Task
Find every line below that contains the word "screenshot" and copy it out.

··· Exercise input

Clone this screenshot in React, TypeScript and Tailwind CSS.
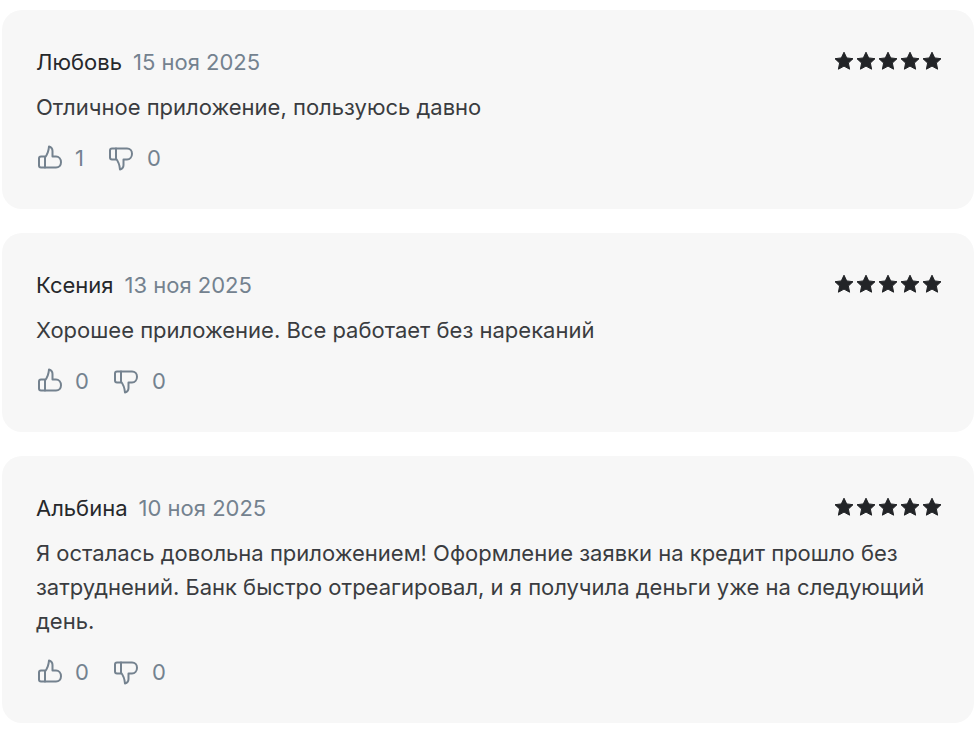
import React from 'react';

type Review = { name: string; date: string; text: string; likes: number; dislikes: number };

const reviews: Review[] = [
  { name: 'Любовь', date: '15 ноя 2025', text: 'Отличное приложение, пользуюсь давно', likes: 1, dislikes: 0 },
  { name: 'Ксения', date: '13 ноя 2025', text: 'Хорошее приложение. Все работает без нареканий', likes: 0, dislikes: 0 },
  {
    name: 'Альбина',
    date: '10 ноя 2025',
    text: 'Я осталась довольна приложением! Оформление заявки на кредит прошло без затруднений. Банк быстро отреагировал, и я получила деньги уже на следующий день.',
    likes: 0,
    dislikes: 0,
  },
];

const Star = () => (
  <svg width="20" height="20" viewBox="0 0 20 20" className="text-[#222427]">
    <path
      d="M10 1.2l2.7 5.7 6.3.8-4.6 4.3 1.2 6.2L10 15.1l-5.6 3.1 1.2-6.2L1 7.7l6.3-.8z"
      fill="currentColor"
      stroke="currentColor"
      strokeWidth="1"
      strokeLinejoin="round"
    />
  </svg>
);

const Thumb = ({ down = false }: { down?: boolean }) => (
  <svg
    width="28"
    height="28"
    viewBox="0 0 28 28"
    fill="none"
    stroke="#74828f"
    strokeWidth="2"
    strokeLinejoin="round"
    strokeLinecap="round"
    className={down ? '-scale-y-100' : ''}
  >
    <path d="M9 12.5H5a2 2 0 0 0-2 2v7a2 2 0 0 0 2 2h4" />
    <path d="M9 13.5v10h11c3 0 5-2.300 5-5.200 0-3.300-2.200-5.800-5-5.800h-3.500V7c0-2.300-1.500-4-3.500-4.500-.3 4-1.500 7.800-4 11z" />
  </svg>
);

const ReviewCard = ({ review }: { review: Review }) => (
  <div className="rounded-[20px] bg-[#f7f7f7] pl-[34px] pr-[32px] pt-[37px] pb-[36px]">
    <div className="flex items-center justify-between h-[30px]">
      <div className="flex items-baseline gap-[11px] text-[22px] leading-[30px]">
        <span className="text-[#26282b]">{review.name}</span>
        <span className="text-[#74828f]">{review.date}</span>
      </div>
      <div className="flex gap-[2px] -mt-[2px]">
        {[1, 2, 3, 4, 5].map(i => (
          <Star key={i} />
        ))}
      </div>
    </div>
    <p className="mt-[13px] text-[22px] leading-[34px] text-[#3a3c40]">{review.text}</p>
    <div className="mt-[19px] flex items-center h-[30px] text-[22px] text-[#74828f]">
      <Thumb />
      <span className="ml-[11px] mt-[1px]">{review.likes}</span>
      <span className="ml-[23px]">
        <Thumb down />
      </span>
      <span className="ml-[12px] mt-[1px]">{review.dislikes}</span>
    </div>
  </div>
);

export default function App() {
  return (
    <div
      className="h-[736px] w-[974px] overflow-hidden bg-white pl-[2px] pt-[10px] flex flex-col gap-[24px]"
      style={{ fontFamily: 'Inter, "Noto Sans", sans-serif' }}
    >
      {reviews.map(r => (
        <ReviewCard key={r.name} review={r} />
      ))}
    </div>
  );
}
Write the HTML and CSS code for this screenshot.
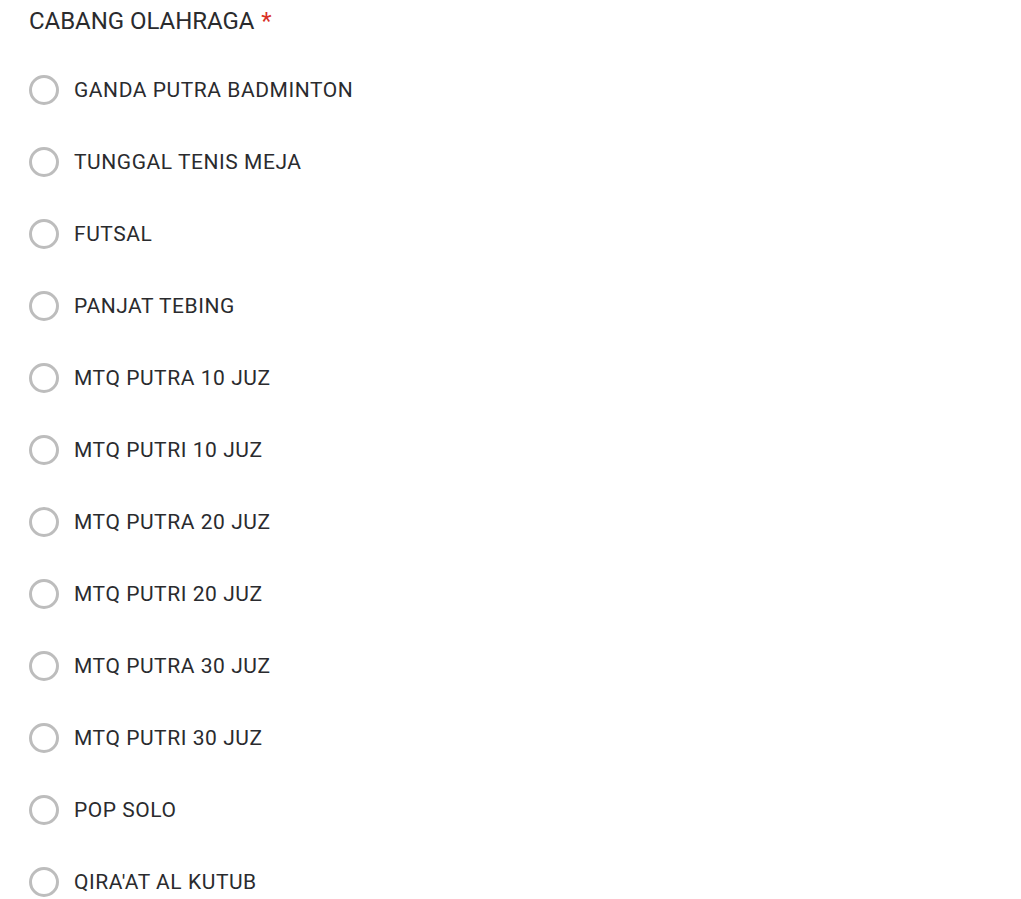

······

Result
Clone this screenshot in React, TypeScript and Tailwind CSS.
Write the HTML and CSS code for this screenshot.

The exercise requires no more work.